One of Ker Conway's most notable accomplishments is a program she initiated to help students on welfare. At the time, many students who were also welfare mothers were not pursuing higher education, as accepting a scholarship would cause them to lose their welfare benefits. The students were forced to choose between supporting their children or furthering their education. By not giving them scholarships but paying their rent instead, Ker Conway circumvented the state's system. She also gave the students access to an account at local stores, access to physicians and so on. ABC's Good Morning America profiled graduates of the program, giving it national exposure. Eventually the state of Massachusetts, convinced about the importance of the program, changed its welfare system so that scholarship students wouldn't lose their benefits.
Ker Conway also created the Ada Comstock Scholars program. This program allows non-traditional students, many with work and family obligations, to study full or part-time, depending on their family and work schedules.
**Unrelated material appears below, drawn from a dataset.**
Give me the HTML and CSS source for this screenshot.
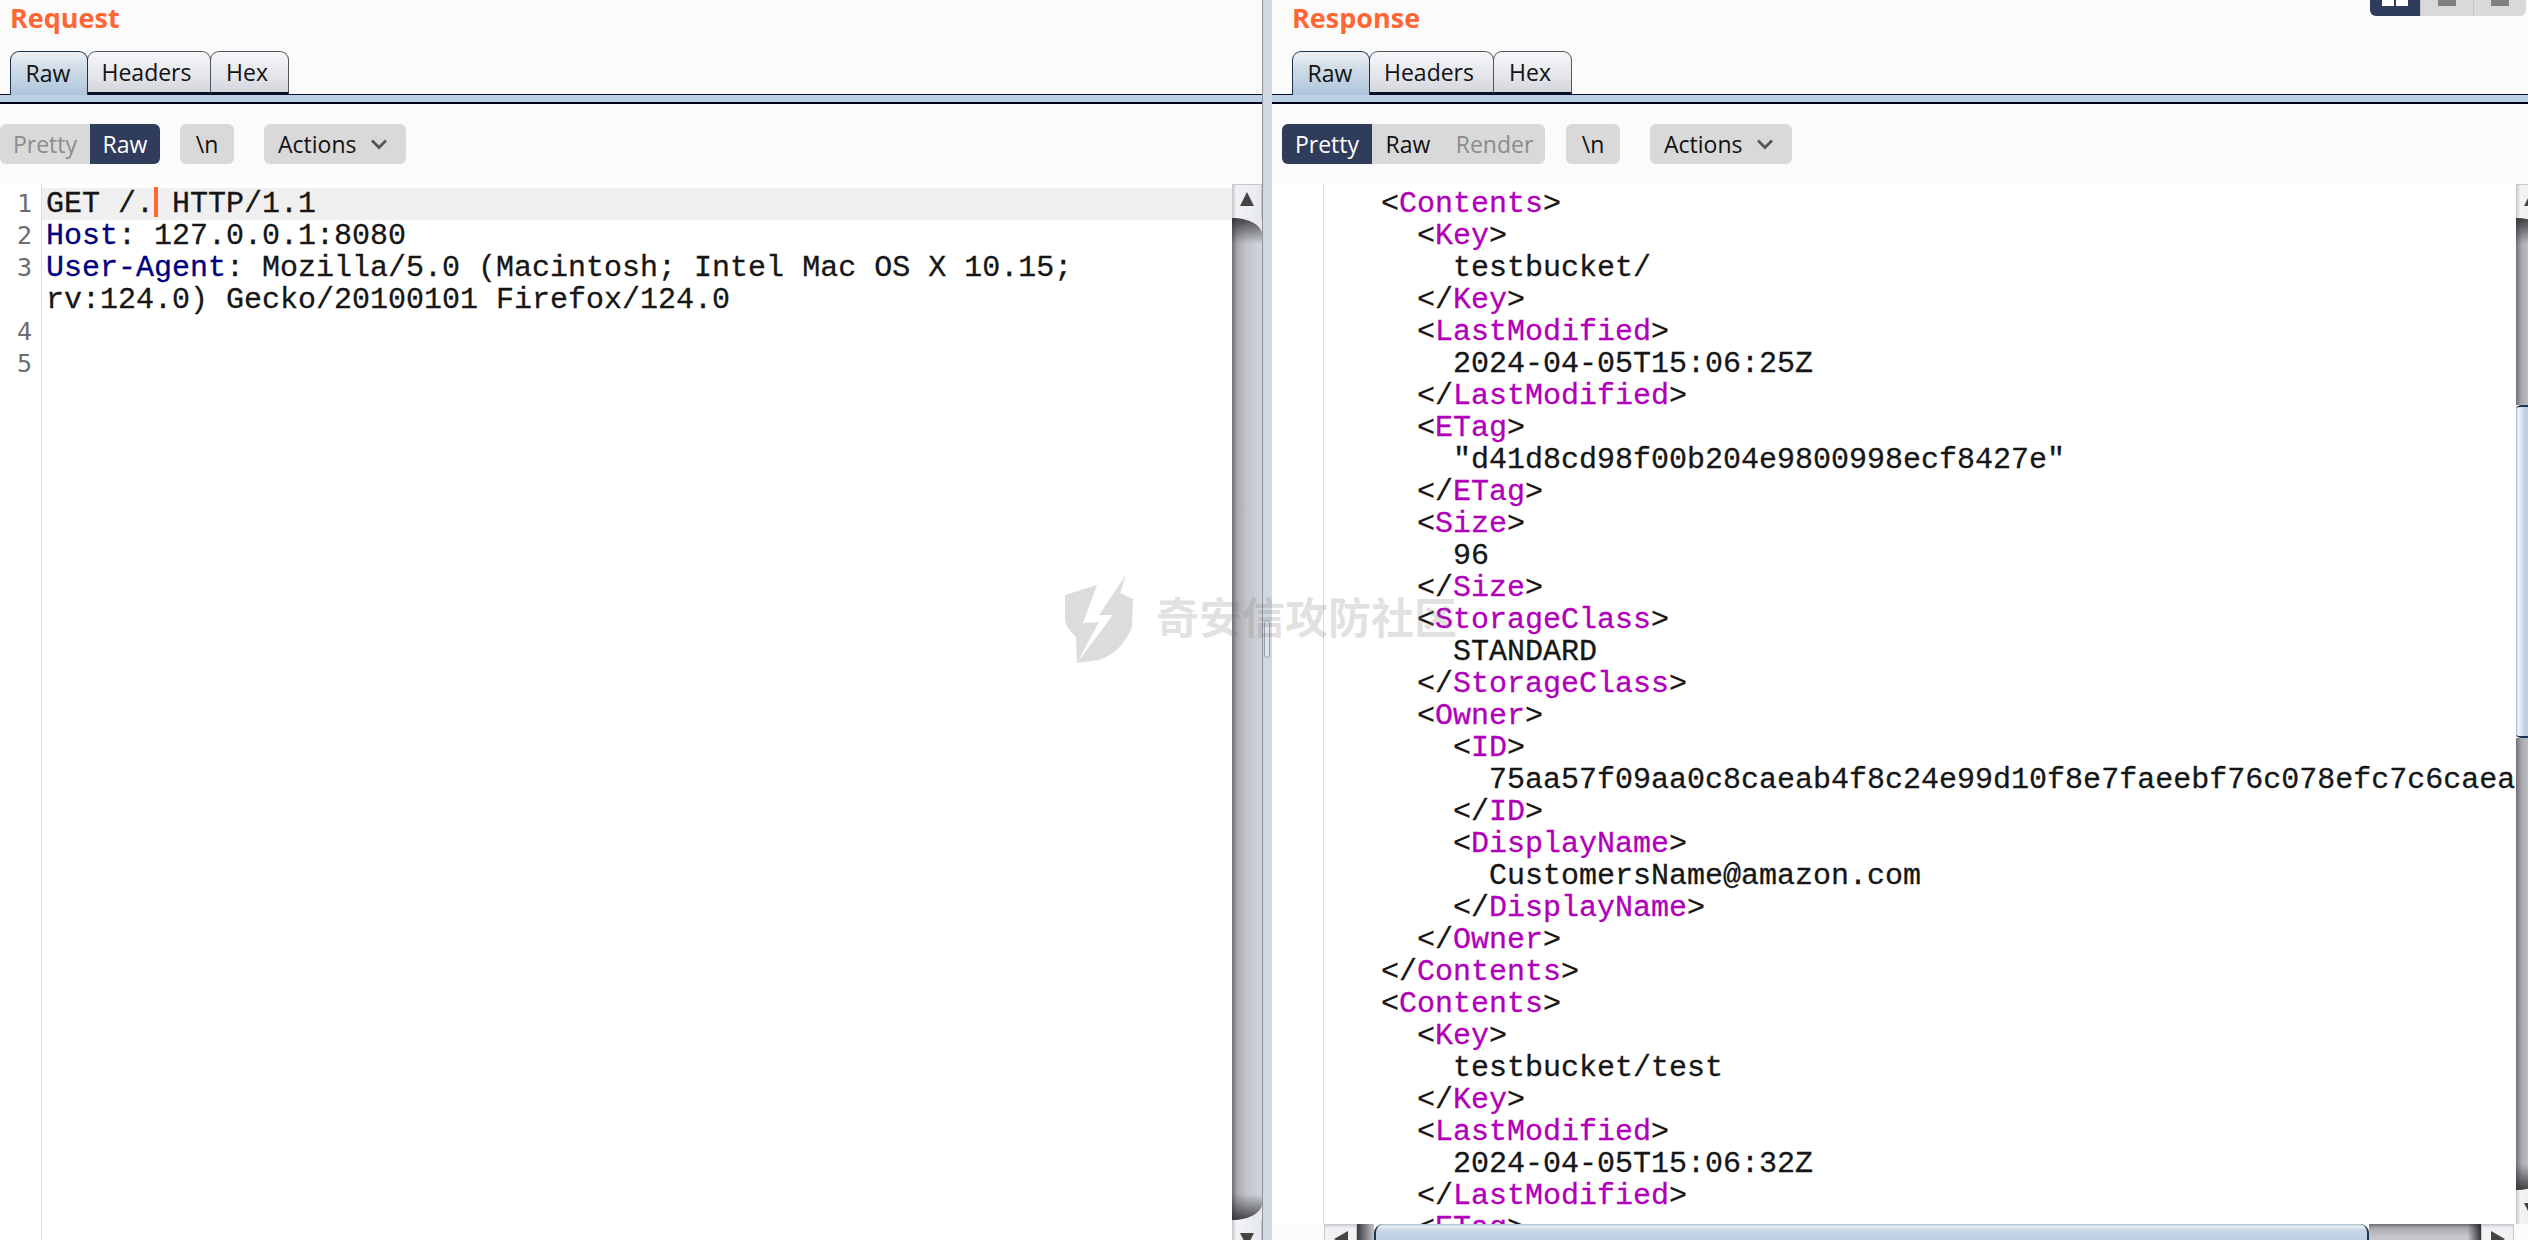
FILE: index.html
```html
<!DOCTYPE html>
<html lang="en">
<head>
<meta charset="utf-8">
<title>Request / Response</title>
<link rel="stylesheet" href="styles.css">
</head>
<body>
<div class="app">
  <section class="pane pane-left">
    <h2 class="title">Request</h2>
    <div class="tabs">
      <span class="tab tab-on tab-raw">Raw</span><span class="tab tab-headers">Headers</span><span class="tab tab-hex">Hex</span>
    </div>
    <div class="band"></div>
    <div class="toolbar">
      <div class="seg seg-req">
        <span class="seg-item off req-pretty">Pretty</span><span class="seg-item on req-raw">Raw</span>
      </div>
      <span class="btn btn-nl">\n</span>
      <span class="btn btn-actions">Actions<svg class="chev" viewBox="0 0 18 12"><path d="M2 2.5 L9 9.5 L16 2.5" fill="none" stroke="#555" stroke-width="2.8"/></svg></span>
    </div>
    <div class="editor">
      <div class="gutter nums"><div>1</div><div>2</div><div>3</div><div>&nbsp;</div><div>4</div><div>5</div></div>
      <pre class="code req-code"><div class="line-cur">GET /.<i class="caret"></i> HTTP/1.1</div><div><b class="hk">Host</b>: 127.0.0.1:8080</div><div><b class="hk">User-Agent</b>: Mozilla/5.0 (Macintosh; Intel Mac OS X 10.15;</div><div>rv:124.0) Gecko/20100101 Firefox/124.0</div></pre>
      <div class="vbar vbar-left">
        <div class="sb-btn sb-up"><i class="tri-up"></i></div>
        <div class="sb-track"></div>
        <div class="sb-btn sb-down"><i class="tri-down"></i></div>
      </div>
    </div>
  </section>

  <div class="split"><i class="grip"></i></div>

  <section class="pane pane-right">
    <h2 class="title">Response</h2>
    <div class="layout-btns">
      <span class="lb lb-on"><i></i><i></i></span><span class="lb"><i class="wide"></i></span><span class="lb"><i class="wide"></i></span>
    </div>
    <div class="tabs">
      <span class="tab tab-on tab-raw">Raw</span><span class="tab tab-headers">Headers</span><span class="tab tab-hex">Hex</span>
    </div>
    <div class="band"></div>
    <div class="toolbar toolbar-res">
      <div class="seg seg-res">
        <span class="seg-item on res-pretty">Pretty</span><span class="seg-item res-raw">Raw</span><span class="seg-item off res-render">Render</span>
      </div>
      <span class="btn btn-nl">\n</span>
      <span class="btn btn-actions">Actions<svg class="chev" viewBox="0 0 18 12"><path d="M2 2.5 L9 9.5 L16 2.5" fill="none" stroke="#555" stroke-width="2.8"/></svg></span>
    </div>
    <div class="editor-res">
      <div class="editor-body">
        <div class="gutter gutter-res"></div>
<pre class="code res-code">   &lt;<b>Contents</b>&gt;
     &lt;<b>Key</b>&gt;
       testbucket/
     &lt;/<b>Key</b>&gt;
     &lt;<b>LastModified</b>&gt;
       2024-04-05T15:06:25Z
     &lt;/<b>LastModified</b>&gt;
     &lt;<b>ETag</b>&gt;
       "d41d8cd98f00b204e9800998ecf8427e"
     &lt;/<b>ETag</b>&gt;
     &lt;<b>Size</b>&gt;
       96
     &lt;/<b>Size</b>&gt;
     &lt;<b>StorageClass</b>&gt;
       STANDARD
     &lt;/<b>StorageClass</b>&gt;
     &lt;<b>Owner</b>&gt;
       &lt;<b>ID</b>&gt;
         75aa57f09aa0c8caeab4f8c24e99d10f8e7faeebf76c078efc7c6caea54ba06a
       &lt;/<b>ID</b>&gt;
       &lt;<b>DisplayName</b>&gt;
         CustomersName@amazon.com
       &lt;/<b>DisplayName</b>&gt;
     &lt;/<b>Owner</b>&gt;
   &lt;/<b>Contents</b>&gt;
   &lt;<b>Contents</b>&gt;
     &lt;<b>Key</b>&gt;
       testbucket/test
     &lt;/<b>Key</b>&gt;
     &lt;<b>LastModified</b>&gt;
       2024-04-05T15:06:32Z
     &lt;/<b>LastModified</b>&gt;
     &lt;<b>ETag</b>&gt;</pre>
        <div class="vbar vbar-right">
          <div class="sb-btn sb-up"><i class="tri-up"></i></div>
          <div class="sb-track sb-seg1"></div>
          <div class="sb-thumb"></div>
          <div class="sb-track sb-seg2"></div>
          <div class="sb-btn sb-down"><i class="tri-down"></i></div>
        </div>
      </div>
      <div class="hbar">
        <div class="hb-btn"><i class="tri-left"></i></div>
        <div class="hb-track hb-seg1"></div>
        <div class="hb-thumb"></div>
        <div class="hb-track hb-seg2"></div>
        <div class="hb-btn"><i class="tri-right"></i></div>
      </div>
    </div>
  </section>

  <div class="watermark">
    <svg class="wm-shield" viewBox="0 0 68 88"><path d="M0 20 L32 10 L18 48 L34 47 L12 88 L11 62 C4 55 0 50 0 42 Z M61 0 L55 18 L68 24 L67 52 C60 70 48 80 34 85 L12 88 L48 40 L34 40 Z" fill="#dcdcdc"/></svg>
    <span class="wm-text">奇安信攻防社区</span>
  </div>
</div>
</body>
</html>
```
FILE: styles.css
```css
* { box-sizing: border-box; }
html, body { margin: 0; padding: 0; height: 100%; overflow: hidden; background: #fbfbfb; }
.app { position: relative; display: flex; width: 2528px; height: 1240px; overflow: hidden; font-family: "Open Sans", "Noto Sans", sans-serif; color: #111; }

.pane { position: relative; display: flex; flex-direction: column; height: 100%; min-width: 0; }
.pane-left { width: 1262px; flex: none; }
.pane-right { flex: 1; }

.title { margin: 0; height: 52px; padding: 1px 0 0 10px; font-size: 27px; line-height: 34px; font-weight: 700; color: #ff6633; }
.pane-right .title { padding-left: 20px; }

.tabs { display: flex; height: 43px; padding-left: 10px; align-items: flex-end; border-bottom: 1px solid #0a1028; }
.pane-right .tabs { padding-left: 20px; }
.tab { display: flex; align-items: center; justify-content: center; height: 43px; font-size: 23px; padding: 0 5px 1px 0; border: 1.5px solid #50545e; border-bottom: 2px solid #0a1028; border-radius: 9px 9px 0 0; background: linear-gradient(#f6f7f9, #e6e7ec 55%, #d4d6de); margin-right: -1px; }
.tab-on { border-color: #1d3350; border-bottom: none; background: linear-gradient(#eef1f4, #d2dde7 35%, #aec6dc); position: relative; z-index: 1; height: 44px; margin-bottom: -1px; padding-right: 2px; }
.pane-left .tab-raw { width: 78px; }
.pane-left .tab-headers { width: 124px; }
.pane-left .tab-hex { width: 79px; }
.pane-right .tab-raw { width: 78px; }
.pane-right .tab-headers { width: 125px; }
.pane-right .tab-hex { width: 79px; }

.band { height: 9px; flex: none; background: #bcd0e4; border-bottom: 2px solid #000018; }

.toolbar { display: flex; align-items: center; height: 80px; flex: none; padding: 20px 0; }
.toolbar-res { padding-left: 10px; }
.seg { display: flex; height: 40px; border-radius: 6px; overflow: hidden; background: #d9d9d9; }
.seg-item { display: flex; align-items: center; justify-content: center; font-size: 23px; height: 40px; }
.seg-item.on { background: #2f3c5c; color: #fff; }
.seg-item.off { color: #8c8c8c; }
.seg-req { width: 160px; }
.req-pretty { width: 90px; }
.req-raw { width: 70px; }
.seg-res { width: 263px; }
.res-pretty { width: 90px; }
.res-raw { width: 66px; padding-left: 6px; }
.res-render { width: 107px; padding-left: 6px; }
.btn { display: flex; align-items: center; justify-content: center; height: 40px; border-radius: 6px; background: #d9d9d9; font-size: 23px; }
.btn-nl { width: 54px; margin-left: 20px; }
.btn-actions { width: 142px; margin-left: 30px; justify-content: flex-start; padding-left: 14px; }
.toolbar-res .btn-nl { margin-left: 21px; }
.toolbar-res .btn-actions { margin-left: 30px; }
.chev { width: 18px; height: 12px; margin-left: 14px; }

.editor { flex: 1; display: flex; background: #fff; min-height: 0; overflow: hidden; }
.gutter { flex: none; width: 42px; border-right: 1px solid #dcdcdc; background: #fff; }
.nums { padding-top: 4px; font-family: "DejaVu Sans Mono", monospace; font-size: 25px; line-height: 32px; color: #6e6e6e; text-align: right; padding-right: 9px; }
.code { flex: 1; min-width: 0; margin: 0; padding: 4px 0 0 4px; overflow: hidden; font-family: "Liberation Mono", monospace; font-size: 30px; line-height: 32px; color: #161616; background: #fff; -webkit-text-stroke: .3px currentColor; }
.line-cur { position: relative; background: #f0f0f0; margin-left: -4px; padding-left: 4px; height: 32px; }
.caret { display: inline-block; width: 4px; height: 30px; margin: 0 -4px 0 0; background: #ff6633; vertical-align: top; position: relative; top: -1px; }
.hk { font-weight: 400; color: #000080; }

.editor-res { flex: 1; display: flex; flex-direction: column; min-height: 0; }
.editor-body { flex: 1; display: flex; min-height: 0; background: #fff; }
.gutter-res { width: 52px; }
.res-code { padding-left: 3px; }
.res-code b { font-weight: 400; color: #b000b8; }

.vbar { flex: none; display: flex; flex-direction: column; }
.vbar-left { width: 30px; }
.vbar-right { width: 12px; overflow: hidden; }
.vbar-right > * { width: 30px; }
.sb-btn { flex: none; height: 34px; background: linear-gradient(90deg, #d0d0d4, #f2f3f5 12%, #e8e9ed); border: 1px solid #c8c8cc; border-bottom: 0; display: flex; align-items: center; justify-content: center; }
.sb-down { margin-bottom: -14px; border-top: 0; }
.vbar-right .sb-down { margin-bottom: 0; }
.sb-track { flex: 1; background: linear-gradient(90deg, #6f6f73, #a9aaae 18%, #c4c5ca 50%, #d2d5de); position: relative; overflow: hidden; }
.sb-track::before, .sb-track::after { content: ""; position: absolute; left: 0; right: 0; height: 26px; }
.sb-track::before { top: 0; border-radius: 0 30px 0 0 / 0 16px 0 0; background: linear-gradient(rgba(35,35,38,.8), rgba(35,35,38,0)); box-shadow: 12px -12px 0 12px #e8e9ed; }
.sb-track::after { bottom: 0; border-radius: 0 0 30px 0 / 0 0 16px 0; background: linear-gradient(rgba(35,35,38,0), rgba(35,35,38,.8)); box-shadow: 12px 12px 0 12px #e8e9ed; }
.sb-seg1 { flex: none; height: 187px; }
.sb-seg1::after, .sb-seg2::before { display: none; }
.sb-thumb { flex: none; height: 333px; border-radius: 6px / 3px; border-top: 2px solid #1d3350; border-bottom: 2px solid #1d3350; background: linear-gradient(90deg, #a8bed2, #f0f4f8 8%, #dfe8f0 14%, #bcd0e2 30%, #aec6dc); }
.tri-up { width: 0; height: 0; border-left: 7px solid transparent; border-right: 7px solid transparent; border-bottom: 14px solid #444; margin-top: -5px; }
.tri-down { width: 0; height: 0; border-left: 7px solid transparent; border-right: 7px solid transparent; border-top: 14px solid #444; margin-top: 5px; }

.hbar { flex: none; height: 16px; display: flex; padding-left: 52px; padding-right: 14px; background: #fbfbfb; overflow: hidden; }
.hb-btn { flex: none; width: 33px; height: 30px; background: linear-gradient(#d4d5d8, #f0f1f3 12%, #f4f4f4); border: 1px solid #c8c8cc; display: flex; align-items: center; justify-content: center; }
.hb-track { height: 30px; background: linear-gradient(#6f6f73, #a9aaae 14%, #c4c5ca 40%, #d2d5de); }
.hb-seg1 { width: 17px; flex: none; background: linear-gradient(90deg, #3a3a3d, #8a8b8f 60%, #c4c5ca); }
.hb-seg2 { flex: 1; background: linear-gradient(90deg, rgba(35,35,38,0) 88%, rgba(35,35,38,.9)), linear-gradient(#6f6f73, #a9aaae 14%, #c4c5ca 40%, #d2d5de); }
.hb-thumb { flex: none; width: 995px; height: 30px; border-radius: 9px; border-left: 2px solid #1d3350; border-right: 2px solid #1d3350; background: linear-gradient(#a8bed2, #e8eef4 8%, #c6d6e6 22%, #aec6dc); }
.tri-left { width: 0; height: 0; border-top: 8px solid transparent; border-bottom: 8px solid transparent; border-right: 14px solid #444; }
.tri-right { width: 0; height: 0; border-top: 8px solid transparent; border-bottom: 8px solid transparent; border-left: 14px solid #444; }

.split { position: relative; flex: none; width: 10px; background: #d2d8e2; border-left: 1px solid #8e929c; }
.grip { position: absolute; left: 1px; top: 620px; width: 6px; height: 38px; border: 1px solid #9a9ea8; border-radius: 3px; background: #dfe3ea; }

.layout-btns { position: absolute; top: -8px; right: 2px; display: flex; height: 24px; border-radius: 0 0 6px 6px; overflow: hidden; background: #d9d9d9; }
.lb { display: flex; justify-content: center; gap: 2px; align-items: flex-start; width: 53px; height: 24px; padding-top: 8px; border-left: 1px solid #c6c6c6; }
.lb i { display: block; width: 12px; height: 6px; background: #fff; }
.lb i.wide { width: 18px; background: #7f7f7f; }
.lb-on { width: 50px; background: #2f3c5c; border-left: 0; }

.watermark { position: absolute; left: 1065px; top: 575px; display: flex; align-items: center; gap: 23px; pointer-events: none; }
.wm-shield { width: 68px; height: 88px; }
.wm-text { font-family: "Noto Sans CJK SC", sans-serif; font-size: 43px; font-weight: 700; color: rgba(120,120,120,.22); line-height: 44px; margin-top: -8px; white-space: nowrap; }
```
These women can take classes for a bachelor's degree at Smith's at a slower pace over a longer period.
In 1975, Jill Ker Conway was named by Time as a Woman of the Year.
The Road from Coorain
Ker Conway started writing her first memoir after leaving Smith College, during her period at MIT. The Road from Coorain was published in 1989 (ISBN 0-394-57456-7) and details her early life, from Coorain in Australia to Harvard in the United States.
The book begins with her early childhood at the remote sheep station Coorain near Mossgiel, New South Wales. Ker Conway writes about her teenage years in Sydney and especially her education at the University of Sydney, where university studies were open to women but the culture was focused heavily on the men. She describes her intellectual development and later her feelings when she realizes that there is a bias against women; based upon her sex, she is denied a traineeship at the Australian foreign service.
In 2001, Chapman Pictures produced a television film, The Road From Coorain, featuring Katherine Slattery as the grown-up Jill and Juliet Stevenson as her mother.